5.9.2 Most of the examinees who score below the mean on Test 1 also scored below average in Test 2; the correlation between the two tests appears to be:

Positive
negative
near zero

d.1.0

5.9.3 If the coefficient of correlation between X and Y is found to be -0.98, which of the following would be indicated?

X and Y are closely related
X and Y are unrelated
X and Y are perfectly related
Y is a result of X

5.9.4 Given r (correlation coefficient)= 0.50 between X and Y, it follows that:

Smaller X’s tend to be associated with smaller Y’s
one-half of the Y values are less than the associated X values
one-half of the X’s are less than the associated Y’s
one’s standing on Y is about one-half that of his standing on X

5.9.5 Interpret the meaning of each of the following correlation coefficients (you can do so after the examples, or feel free to use your own language if you could try to stay close to the interpretations provided here):

Examples

The correlation between 3rd grade reading scores and 6th grade reading scores is 0.8.
Interpretation: This is a strong positive correlation.
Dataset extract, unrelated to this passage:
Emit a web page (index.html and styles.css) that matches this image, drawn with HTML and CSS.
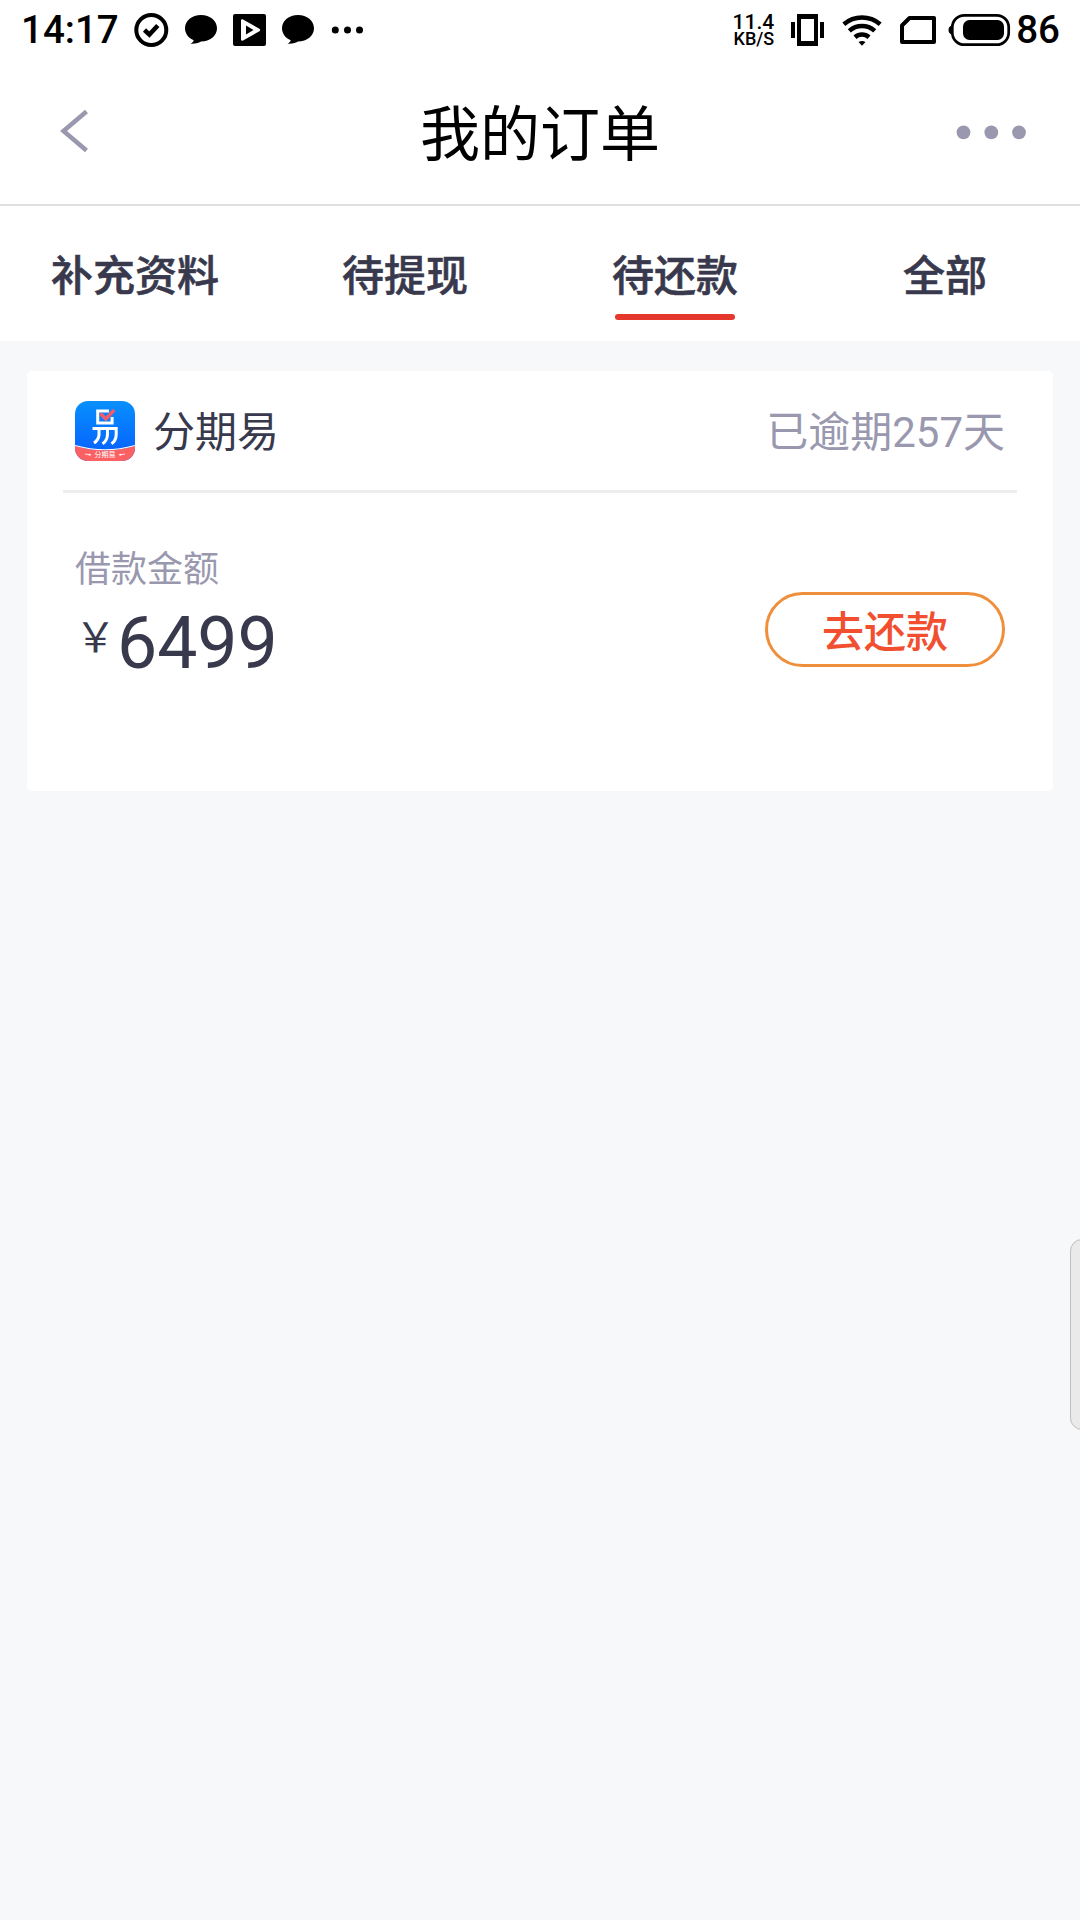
FILE: index.html
```html
<!DOCTYPE html>
<html lang="zh-CN">
<head>
<meta charset="utf-8">
<title>我的订单</title>
<link rel="stylesheet" href="styles.css">
</head>
<body>
<div class="status">
  <span class="status-num clock">14:17</span>
  <svg class="notices" width="230" height="36" viewBox="133 12 230 36">
    <circle cx="151.3" cy="30" r="15" fill="none" stroke="#000" stroke-width="4"/>
    <path d="M144.500 30l4.900 4.600 8.400-9.200" fill="none" stroke="#000" stroke-width="4.500"/>
    <path id="bubble" d="M201 15c9 0 16 5.900 16 13.300s-7 13.200-16 13.200c-1.500 1.200-5 2.500-10.500 2.300 2-1 3-2.200 3.200-3.500C188.500 38.200 185 33.600 185 28.300 185 20.900 192 15 201 15z"/>
    <path fill-rule="evenodd" d="M235 14h29a2 2 0 0 1 2 2v28a2 2 0 0 1-2 2h-29a2 2 0 0 1-2-2V16a2 2 0 0 1 2-2zM243 19.500c-1.200-.6-2 0-2 1.200v18.600c0 1.200.8 1.800 2 1.200l16.400-9.200c1-.6 1-2 0-2.600zM246 25.500l7.500 4.500-7.500 4.500z"/>
    <use href="#bubble" x="97"/>
    <circle cx="335.300" cy="30" r="3.500"/><circle cx="347.500" cy="30" r="3.500"/><circle cx="359.500" cy="30" r="3.500"/>
  </svg>
  <div class="speed"><span class="rate">11.4</span><span class="unit">KB/S</span></div>
  <svg class="signals" width="222" height="36" viewBox="790 12 222 36">
    <path fill-rule="evenodd" d="M797 14h21v32h-21zM801 19v22h13V19zM791 22h4v16h-4zM820 22h4v16h-4z"/>
    <g fill="none" stroke="#000" stroke-width="4.500">
      <path d="M843.800 24.200a28 28 0 0 1 36.400 0"/>
      <path d="M849.300 30.800a19 19 0 0 1 25.400 0"/>
      <path d="M855 37.200a10.500 10.500 0 0 1 14 0"/>
    </g>
    <path d="M902 42V25.500l7.500-7.500H934v24z" fill="none" stroke="#000" stroke-width="4" stroke-linejoin="round"/>
    <path d="M858.500 42q3.500-1.800 7 0L862 45.700z"/>
    <rect x="952.300" y="15.300" width="56.400" height="29.400" rx="12" fill="none" stroke="#000" stroke-width="2.700"/>
    <path d="M951.500 25.500c-4 1.500-4 7.500 0 9z"/>
    <rect x="963" y="20" width="41" height="20" rx="6.500"/>
  </svg>
  <span class="status-num">86</span>
</div>
<header class="nav">
  <svg width="30" height="46" viewBox="60 109 30 46"><path d="M86.500 111.500L63.500 131l23 19.500" fill="none" stroke="#9998ae" stroke-width="4.500"/></svg>
  <h1 class="title">我的订单</h1>
  <svg width="72" height="16" viewBox="955 124 72 16" fill="#9998ae"><circle cx="963.500" cy="132.300" r="6.900"/><circle cx="991.300" cy="132.300" r="6.900"/><circle cx="1019" cy="132.300" r="6.900"/></svg>
</header>
<nav class="tabs">
  <a class="tab">补充资料</a>
  <a class="tab">待提现</a>
  <a class="tab active">待还款</a>
  <a class="tab">全部</a>
</nav>
<main class="orders">
  <section class="card">
    <div class="card-head">
      <svg class="logo" width="60" height="60" viewBox="0 0 60 60">
        <defs>
          <linearGradient id="blue" x1="0" y1="0" x2="0" y2="1"><stop offset="0" stop-color="#0890fc"/><stop offset="1" stop-color="#055cff"/></linearGradient>
          <clipPath id="tile"><rect width="60" height="60" rx="13"/></clipPath>
        </defs>
        <g clip-path="url(#tile)">
          <rect width="60" height="60" fill="url(#blue)"/>
          <path d="M0 45q30 8.500 60 0v15H0z" fill="#fb6062"/>
          <path d="M0 44.500q30 8.500 60 0" fill="none" stroke="#fff" stroke-width="1.200"/>
        </g>
        <g fill="none" stroke="#fff" stroke-width="3">
          <path d="M34 10H22.700v12h14.400v-6"/>
          <path d="M17.500 27.500h23.700v6q0 6-4.700 9.300M24 28v6q-.5 5-5 8M32.500 28v5q0 6.500-5 9.800"/>
        </g>
        <path d="M25.500 12.500l5.200 5.500L39.300 9" fill="none" stroke="#f25b69" stroke-width="3.400"/>
        <text class="logo-text" x="30" y="56.300" text-anchor="middle">分期易</text>
        <path d="M10 53l5 .8M50 53l-5 .8" stroke="#fff" stroke-width=".8"/><path d="M14 52.500l2.700 1.500-2.900.8zM46 52.500l-2.700 1.500 2.900.8z" fill="#fff"/>
      </svg>
      <span class="name">分期易</span>
      <span class="overdue">已逾期257天</span>
    </div>
    <div class="card-body">
      <div>
        <div class="label">借款金额</div>
        <div class="amount"><span class="yen">￥</span><span class="sum">6499</span></div>
      </div>
      <a class="pay">去还款</a>
    </div>
  </section>
</main>
<div class="edge-handle"></div>
</body>
</html>
```
FILE: styles.css
```css
* { box-sizing: border-box; }
body {
  margin: 0;
  height: 1920px;
  overflow: hidden;
  background: #f6f8fa;
  color: #38394d;
  font-family: Roboto, "Noto Sans CJK SC", sans-serif;
  display: flex;
  flex-direction: column;
}
svg { display: block; flex: none; }
.status {
  height: 60px;
  padding: 0 20px 0 21px;
  background: #fff;
  color: #000;
  display: flex;
  align-items: center;
  font-weight: 500;
}
.status-num { font-size: 38.5px; line-height: 62px; }
.clock { width: 112px; }
.signals { margin-right: 4px; }
.speed {
  margin-left: auto;
  margin-right: 16px;
  display: flex;
  flex-direction: column;
  align-items: flex-end;
}
.rate { font-size: 21px; line-height: 16px; }
.unit { font-size: 18px; line-height: 17px; }
.nav {
  height: 146px;
  padding: 0 53px 0 60px;
  background: #fff;
  border-bottom: 2px solid #e0e0e0;
  display: flex;
  align-items: center;
  justify-content: space-between;
}
.title {
  margin: 0 0 0 35px;
  padding-top: 8px;
  color: #000;
  font-size: 60px;
  font-weight: 400;
  line-height: 88px;
}
.tabs {
  height: 135px;
  background: #fff;
  display: grid;
  grid-template-columns: repeat(4, 1fr);
}
.tab {
  padding-top: 41px;
  display: flex;
  flex-direction: column;
  align-items: center;
  font-size: 42px;
  font-weight: 500;
  line-height: 60px;
  -webkit-text-stroke: 0.6px;
}
.active::after {
  content: "";
  width: 120px;
  height: 6px;
  margin-top: 7px;
  border-radius: 3px;
  background: #e5372b;
}
.orders { padding: 30px 27px; }
.card {
  height: 420px;
  padding: 0 36px;
  background: #fff;
  border-radius: 5px;
}
.card-head {
  height: 122px;
  padding: 0 12px;
  border-bottom: 3px solid #ededed;
  display: flex;
  align-items: center;
  font-size: 42px;
  line-height: 60px;
}
.logo-text { font-size: 7px; fill: #fff; }
.name { margin-left: 18px; padding-top: 4px; font-size: 42px; }
.overdue { margin-left: auto; padding-top: 4px; color: #9998ae; }
.card-body {
  padding: 50px 12px 0;
  display: flex;
  justify-content: space-between;
}
.label {
  color: #9998ae;
  font-size: 36px;
  line-height: 54px;
}
.amount {
  display: flex;
  align-items: flex-start;
}
.yen { width: 42px; font-size: 41px; line-height: 82px; }
.sum { font-size: 71.5px; line-height: 94px; }
.pay {
  width: 240px;
  height: 75px;
  margin-top: 49px;
  border: 3px solid #ef8f3c;
  border-radius: 38px;
  color: #f24e30;
  font-size: 42px;
  font-weight: 500;
  line-height: 75px;
  text-align: center;
}
.edge-handle {
  position: absolute;
  top: 1239px;
  right: -20px;
  width: 30px;
  height: 191px;
  border: 1px solid #bfbfbf;
  border-radius: 12px;
  background: #eaeaea;
}
```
It means that children who have higher reading scores in the 3rd grade are very likely to have higher reading scores in the 6th grade as well.
The correlation between adult height and IQ scores is 0.06. Interpretation: There is practically no correlation between adult heights and IQ scores. It means that tall people are equally likely to have high IQ as short people.

1). The correlation between scores on a reading test and an IQ test is 0.78.

2). Ratings of students on good citizenship and on aggressiveness show a correlation of -0.56.

3). The correlation between weight and sociability is 0.02.

5.9.6 Play with the dataset called “wvs” (world value survey).

Choose a pair of quantitative variables that, according to you, have some sort of relationship with each other (note: please do not use the pairs that are already used in class).

1). List the names of these variables. What do they mean?

2). Obtain some descriptive statistics (measures of central tendencies and variability) for each.

3). Create a scatterplot for the two variables. Copy and paste here.

4). Obtain the correlation coefficient (Pearson’s r) and interpret it.